### [WHAT IS NEEDED]
Print all of the lines exactly. Any picture among them stays out.

#### GIVEN INFORMATION ####

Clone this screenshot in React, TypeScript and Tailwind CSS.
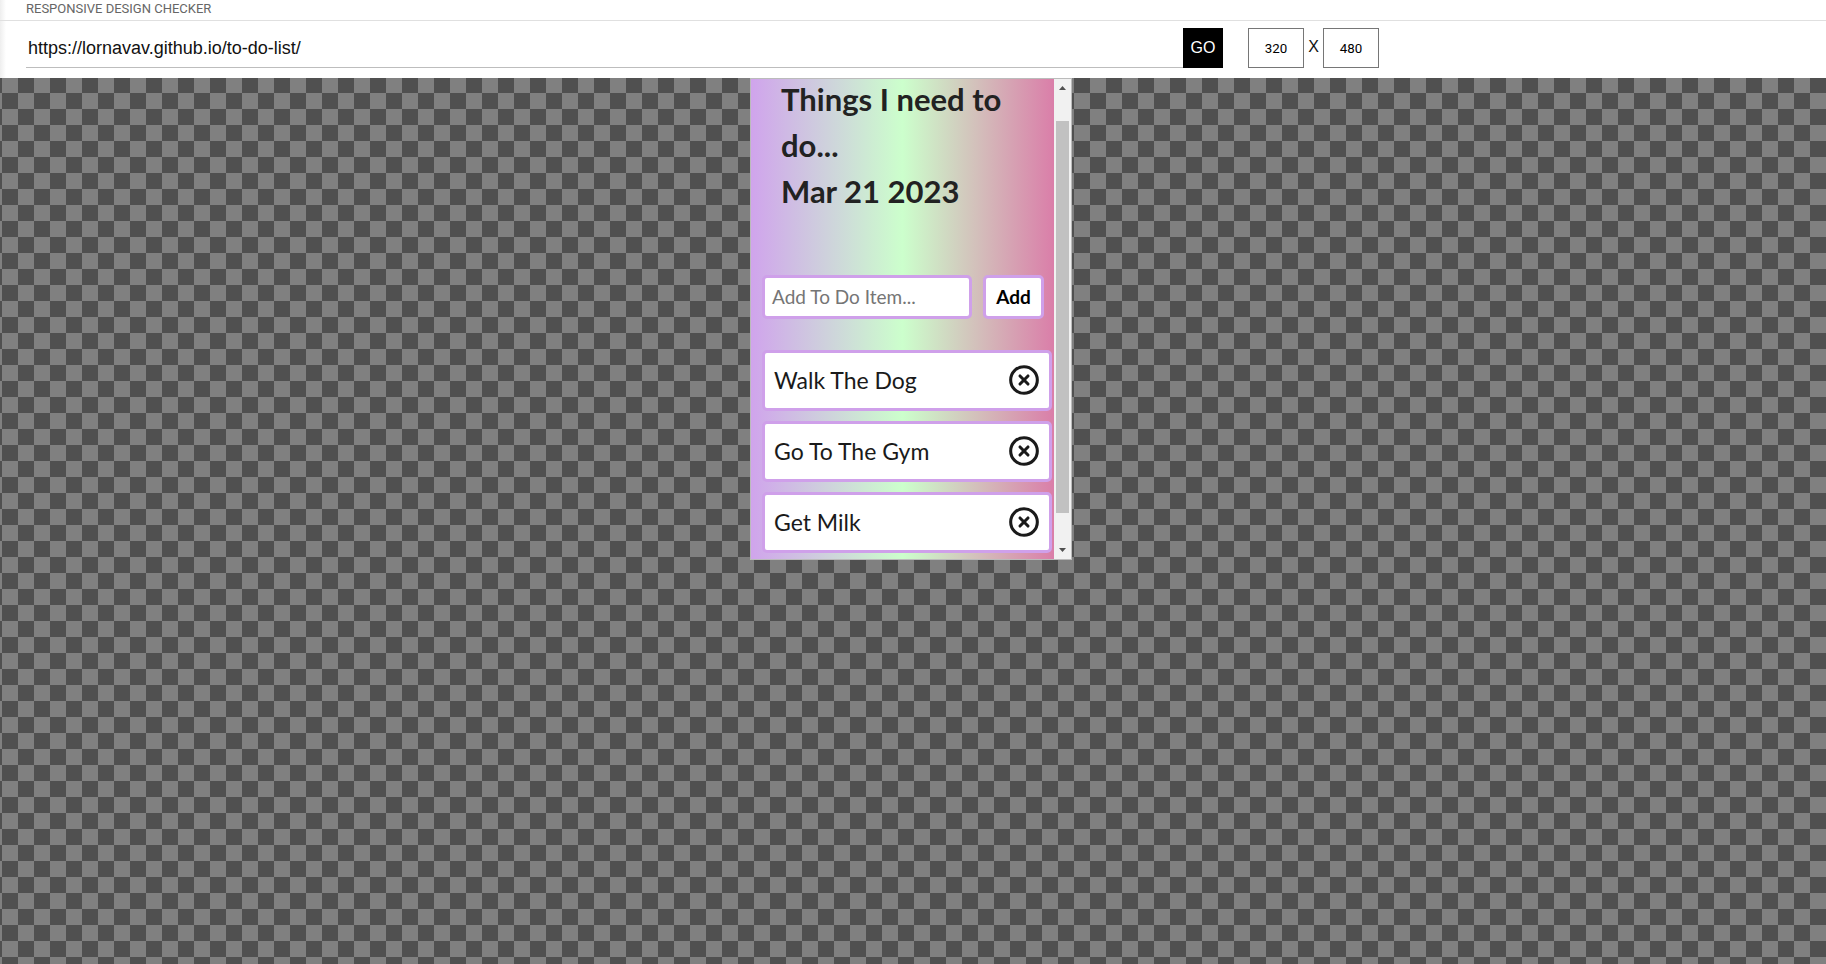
import { CircleX } from "lucide-react";

const items = ["Walk The Dog", "Go To The Gym", "Get Milk"];

function Arrow({ down }: { down?: boolean }) {
  return (
    <svg width="7" height="4" viewBox="0 0 7 4" className="block">
      <path d={down ? "M0 0H7L3.5 4Z" : "M3.5 0L7 4H0Z"} fill="#505050" />
    </svg>
  );
}

export default function App() {
  return (
    <div className="flex h-[964px] flex-col overflow-hidden bg-white font-['Liberation_Sans',sans-serif]">
      <header className="h-[78px] shrink-0 bg-[linear-gradient(90deg,#eeeeee,#ffffff_6px)]">
        <div className="h-[21px] border-b border-[#e0e0e0] pl-[26px] font-['Roboto',sans-serif] text-[13px] leading-[17px] text-[#666666]">
          RESPONSIVE DESIGN CHECKER
        </div>
        <div className="flex items-start pl-[26px] pt-[7px]">
          <div className="h-[40px] w-[1157px] border-b border-[#bdbdbd] pl-[2px] text-[18px] leading-[40px] text-[#111111]">
            https://lornavav.github.io/to-do-list/
          </div>
          <div className="flex h-[40px] w-[40px] items-center justify-center bg-black text-[16px] text-white">GO</div>
          <div className="ml-[25px] flex h-[40px] w-[56px] items-center justify-center border border-[#767676] pt-[1px] font-['Roboto',sans-serif] text-[13.33px] text-black">320</div>
          <div className="flex h-[38px] w-[19px] items-center justify-center text-[16px] text-[#111111]">X</div>
          <div className="flex h-[40px] w-[56px] items-center justify-center border border-[#767676] pt-[1px] font-['Roboto',sans-serif] text-[13.33px] text-black">480</div>
        </div>
      </header>

      <main className="flex-1 bg-[repeating-conic-gradient(#505050_0_25%,#808080_0_50%)] bg-[length:32px_32px] bg-[position:2px_-1px] pl-[750px]">
        <div className="flex h-[482px] w-[322px] border border-[#bbbbbb]">
          <div className="w-[303px] overflow-hidden bg-[linear-gradient(90deg,#d0a4ec,#ccffcc_50%,#da7ea9)] font-['Lato',sans-serif]">
            <h1 className="-mt-[3px] pb-[61px] pl-[30px] pr-[10px] text-[31px] font-bold leading-[46px] text-[#222222]">
              <div>Things I need to</div>
              <div>do...</div>
              <div>Mar 21 2023</div>
            </h1>
            <div className="ml-[11px] flex h-[44px] gap-[11px]">
              <div className="flex w-[210px] items-center rounded-[5px] border-[3px] border-[#cfa0ea] bg-white pl-[7px] text-[19px] text-[#757575]">
                Add To Do Item...
              </div>
              <div className="flex w-[61px] items-center justify-center rounded-[5px] border-[3px] border-[#cfa0ea] bg-white text-[19px] font-bold text-black">
                Add
              </div>
            </div>
            <ul className="ml-[11px] mt-[31px] flex w-[290px] flex-col gap-[10px]">
              {items.map((t) => (
                <li
                  key={t}
                  className="flex h-[61px] shrink-0 items-center justify-between rounded-[5px] border-[3px] border-[#cfa0ea] bg-white pl-[9px] pr-[9px] text-[23px] text-[#1a1a1a]"
                >
                  <span>{t}</span>
                  <CircleX size={32} strokeWidth={2.3} color="#1a1a1a" className="mb-[2px]" />
                </li>
              ))}
            </ul>
          </div>
          <div className="flex w-[17px] flex-col bg-[#f1f1f1]">
            <div className="flex h-[17px] shrink-0 justify-center pt-[7px]">
              <Arrow />
            </div>
            <div className="flex-1 px-[2px] pb-[29px] pt-[25px]">
              <div className="h-full bg-[#c1c1c1]" />
            </div>
            <div className="flex h-[17px] shrink-0 justify-center pt-[6px]">
              <Arrow down />
            </div>
          </div>
        </div>
      </main>
    </div>
  );
}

####

### [OUTPUT]
Clone this screenshot in React, TypeScript and Tailwind CSS.
import { CircleX } from "lucide-react";

const items = ["Walk The Dog", "Go To The Gym", "Get Milk"];

function Arrow({ down }: { down?: boolean }) {
  return (
    <svg width="7" height="4" viewBox="0 0 7 4" className="block">
      <path d={down ? "M0 0H7L3.5 4Z" : "M3.5 0L7 4H0Z"} fill="#505050" />
    </svg>
  );
}

export default function App() {
  return (
    <div className="flex h-[964px] flex-col overflow-hidden bg-white font-['Liberation_Sans',sans-serif]">
      <header className="h-[78px] shrink-0 bg-[linear-gradient(90deg,#eeeeee,#ffffff_6px)]">
        <div className="h-[21px] border-b border-[#e0e0e0] pl-[26px] font-['Roboto',sans-serif] text-[13px] leading-[17px] text-[#666666]">
          RESPONSIVE DESIGN CHECKER
        </div>
        <div className="flex items-start pl-[26px] pt-[7px]">
          <div className="h-[40px] w-[1157px] border-b border-[#bdbdbd] pl-[2px] text-[18px] leading-[40px] text-[#111111]">
            https://lornavav.github.io/to-do-list/
          </div>
          <div className="flex h-[40px] w-[40px] items-center justify-center bg-black text-[16px] text-white">GO</div>
          <div className="ml-[25px] flex h-[40px] w-[56px] items-center justify-center border border-[#767676] pt-[1px] font-['Roboto',sans-serif] text-[13.33px] text-black">320</div>
          <div className="flex h-[38px] w-[19px] items-center justify-center text-[16px] text-[#111111]">X</div>
          <div className="flex h-[40px] w-[56px] items-center justify-center border border-[#767676] pt-[1px] font-['Roboto',sans-serif] text-[13.33px] text-black">480</div>
        </div>
      </header>

      <main className="flex-1 bg-[repeating-conic-gradient(#505050_0_25%,#808080_0_50%)] bg-[length:32px_32px] bg-[position:2px_-1px] pl-[750px]">
        <div className="flex h-[482px] w-[322px] border border-[#bbbbbb]">
          <div className="w-[303px] overflow-hidden bg-[linear-gradient(90deg,#d0a4ec,#ccffcc_50%,#da7ea9)] font-['Lato',sans-serif]">
            <h1 className="-mt-[3px] pb-[61px] pl-[30px] pr-[10px] text-[31px] font-bold leading-[46px] text-[#222222]">
              <div>Things I need to</div>
              <div>do...</div>
              <div>Mar 21 2023</div>
            </h1>
            <div className="ml-[11px] flex h-[44px] gap-[11px]">
              <div className="flex w-[210px] items-center rounded-[5px] border-[3px] border-[#cfa0ea] bg-white pl-[7px] text-[19px] text-[#757575]">
                Add To Do Item...
              </div>
              <div className="flex w-[61px] items-center justify-center rounded-[5px] border-[3px] border-[#cfa0ea] bg-white text-[19px] font-bold text-black">
                Add
              </div>
            </div>
            <ul className="ml-[11px] mt-[31px] flex w-[290px] flex-col gap-[10px]">
              {items.map((t) => (
                <li
                  key={t}
                  className="flex h-[61px] shrink-0 items-center justify-between rounded-[5px] border-[3px] border-[#cfa0ea] bg-white pl-[9px] pr-[9px] text-[23px] text-[#1a1a1a]"
                >
                  <span>{t}</span>
                  <CircleX size={32} strokeWidth={2.3} color="#1a1a1a" className="mb-[2px]" />
                </li>
              ))}
            </ul>
          </div>
          <div className="flex w-[17px] flex-col bg-[#f1f1f1]">
            <div className="flex h-[17px] shrink-0 justify-center pt-[7px]">
              <Arrow />
            </div>
            <div className="flex-1 px-[2px] pb-[29px] pt-[25px]">
              <div className="h-full bg-[#c1c1c1]" />
            </div>
            <div className="flex h-[17px] shrink-0 justify-center pt-[6px]">
              <Arrow down />
            </div>
          </div>
        </div>
      </main>
    </div>
  );
}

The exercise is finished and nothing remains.